Erin dismounts, and readies her staff in case the situation escalates.

----------


## Kallimakus

"Darn!" a woman's voice calls out. "Here I thought I would just be stand still and check you out. Fine, fine."

A woman dressed as a simple peasant girl drops from a tree about seventy feet away, with a nimble landing that gives lie to her attire. She wears a long drab dress, and a cloth covering her hair and ears.  She seems young, and her features are human, rather than elven or more exotic forms. No weapons so far as you can see. She raises her empty hands. "Hang on." she says, looking at the group, or the ones that are in obvious sight, "You're not on the list."

----------


## TankLaser007

*Hunter Inquisitor Oisillon (Linath-Suru)*
Female Lawful Neutral Half-Elf (Drow) Inquisitor (Ordained Hunter) / Conscript , *Level* 13 / 6, *Init* 18, *HP* 104/104, *Speed* 30' *AC* 31, *Touch* 20, *Flat-footed* 21, *CMD* 29, *Fort* 9, *Ref* 10, *Will* 16, *CMB* +9, *Spell Resistance:* 26, *Base Attack Bonus* +9 / +4, *Spell Points* 22/26 *Kismet*: 8/8 *Spiresteel Ceromonial Vestments +4* (+7 Armor (½ vs Incorporeal), +6 Dex, +4 Deflection) *Abilities* Str 10, Dex 22, Con 12, Int 12, Wis 26, Cha 12 *Condition* None *Spell Effects:* Active Beacons (11/11 hrs): (Erin, Jacques, LeDroit, Iseru); Shield Aegis +4 Shield to AC  (16/16 hrs); The Wheel (+4 Insight bonus to Initiative and Skill checks) (16/16 hrs)

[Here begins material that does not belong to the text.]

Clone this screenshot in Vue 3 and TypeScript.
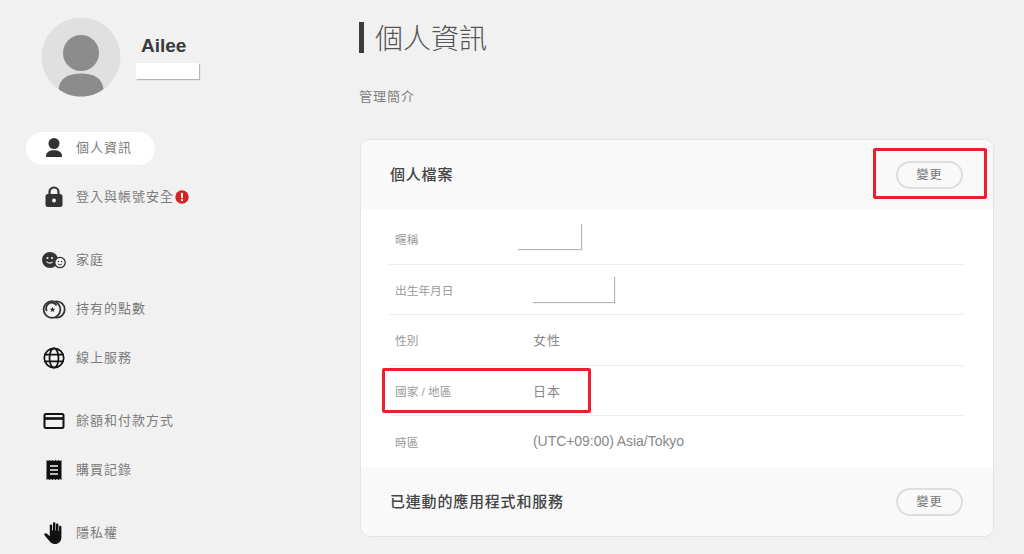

Oisillon lowers herself into a crouch raising Enfileur de Clé to her shoulder and taking aim on the woman. Linath's eyes flick towards each of her companions in turn and through the bond they share she sends to them,_ I'm in position and ready._ Whilst keeping her crossbow trained on the 'peasant' she carefully examines here and tries to gauge the truthful and meaning of her words. 

*Spoiler: OOC*
Show


I am assuming I've succeeded with stealth checks, going to remain hidden for now and:

*Sense Motive* - (1d20+26)[*40*]
*Perception* - (1d20+21)[*33*] to Scout her (acts as appropriate knowledge check to ID)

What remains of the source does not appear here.